The headers point to a session that the worker doesn’t know about. Common causes:

  • The session was cleaned up after 7 days of inactivity (see Managing Sessions). Run linkup start to recreate it.
  • The session was never created in the worker. For example, a typo in a hand-crafted Referer/tracestate header.
  • The session belongs to a different Linkup deployment than the worker the request is hitting.

The request was matched to a valid session but no service in your config matches the requested host or path:

HTTP 404
The request belonged to a session, but there was no target for the request.
Check your routing rules in the linkup config for a match.

Check your domains block in linkup.yaml. Either the host the request is going to isn’t listed in domains, or the path doesn’t match any routes entry and there is no default_service.


422 “session has no associated tunnel”

Section titled “422 “session has no associated tunnel””
HTTP 422
This linkup session has no associated tunnel / was started with --no-tunnel

This means the request reached the public worker for a session that doesn’t have a tunnel.

The fix is to run linkup stop then linkup start to bring up the tunnel.


When the CLI talks to the worker (during linkup start, linkup sessions ..., etc.), it sends an x-linkup-version header.

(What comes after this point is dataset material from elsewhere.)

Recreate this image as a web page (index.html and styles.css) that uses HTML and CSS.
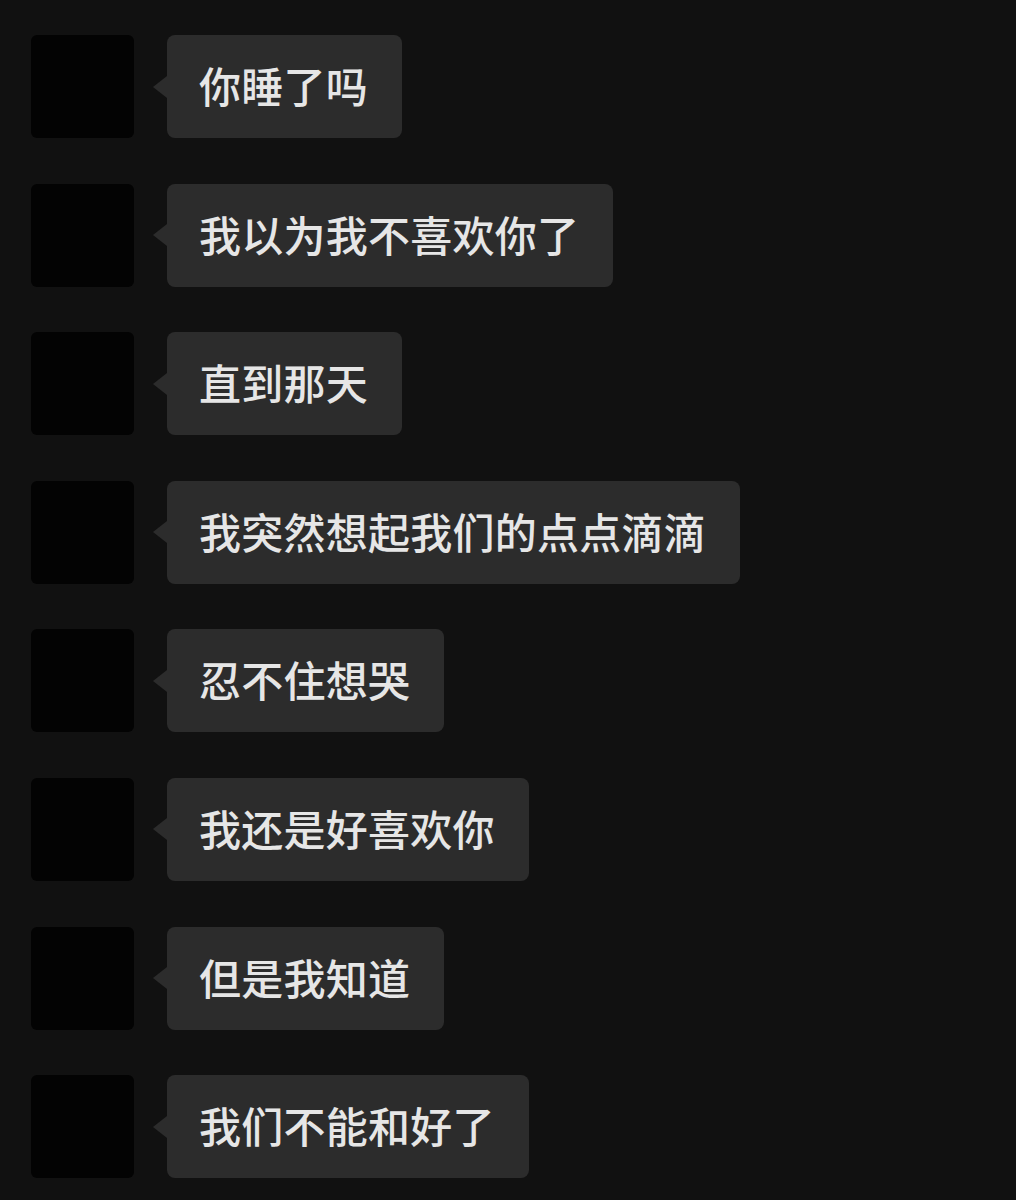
FILE: index.html
```html
<!DOCTYPE html>
<html lang="zh-CN">
<head>
    <meta charset="UTF-8">
    <meta name="viewport" content="width=device-width, initial-scale=1.0">
    <title>聊天</title>
    <link rel="stylesheet" href="styles.css">
</head>
<body>
    <div class="chat">
        <div class="message">
            <div class="avatar"></div>
            <div class="bubble">你睡了吗</div>
        </div>
        <div class="message">
            <div class="avatar"></div>
            <div class="bubble">我以为我不喜欢你了</div>
        </div>
        <div class="message">
            <div class="avatar"></div>
            <div class="bubble">直到那天</div>
        </div>
        <div class="message">
            <div class="avatar"></div>
            <div class="bubble">我突然想起我们的点点滴滴</div>
        </div>
        <div class="message">
            <div class="avatar"></div>
            <div class="bubble">忍不住想哭</div>
        </div>
        <div class="message">
            <div class="avatar"></div>
            <div class="bubble">我还是好喜欢你</div>
        </div>
        <div class="message">
            <div class="avatar"></div>
            <div class="bubble">但是我知道</div>
        </div>
        <div class="message">
            <div class="avatar"></div>
            <div class="bubble">我们不能和好了</div>
        </div>
    </div>
</body>
</html>
```

FILE: styles.css
```css
body {
    margin: 0;
    background: #111111;
    font-family: "Noto Sans CJK SC", "Noto Sans", sans-serif;
    min-height: 100vh;
}
.chat {
    display: flex;
    flex-direction: column;
    gap: 45.6px;
    padding: 35px 0 0 31px;
}
.message {
    display: flex;
    align-items: stretch;
    gap: 33px;
    height: 103px;
}
.avatar {
    width: 103px;
    flex-shrink: 0;
    background: #030303;
    border-radius: 6px;
}
.bubble {
    position: relative;
    display: flex;
    align-items: center;
    padding: 0 34px 4px 32px;
    background: #2c2c2c;
    border-radius: 8px;
    color: #e6e6e6;
    font-size: 42px;
    font-weight: 500;
    letter-spacing: 0.25px;
    white-space: nowrap;
}
/* little tail pointing at the avatar */
.bubble::before {
    content: "";
    position: absolute;
    left: -14px;
    top: 50%;
    margin-top: -11px;
    border-top: 11px solid transparent;
    border-bottom: 11px solid transparent;
    border-right: 14px solid #2c2c2c;
}
```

If the worker has been upgraded and your CLI is too old, you’ll see a 401:

Your Linkup CLI is outdated, please upgrade to the latest version.

Run linkup update to fetch the latest binary. Two related messages have the same fix:

  • Invalid x-linkup-version header.: the header is present but unparseable. Usually fixed by linkup update.
  • No x-linkup-version header, please upgrade your Linkup CLI.: old CLIs that pre-date the version header. Same fix.

On Linux, the local server needs the cap_net_bind_service capability to bind to privileged ports. linkup update and the install script set this for you, but if you copied the binary manually or the capability got dropped, you’ll see a permission-denied error from the local server.

Re-apply the capability:

Terminal window
sudo setcap cap_net_bind_service=+ep "$(which linkup)"

linkup health reports whether the capability is set under the binary’s section.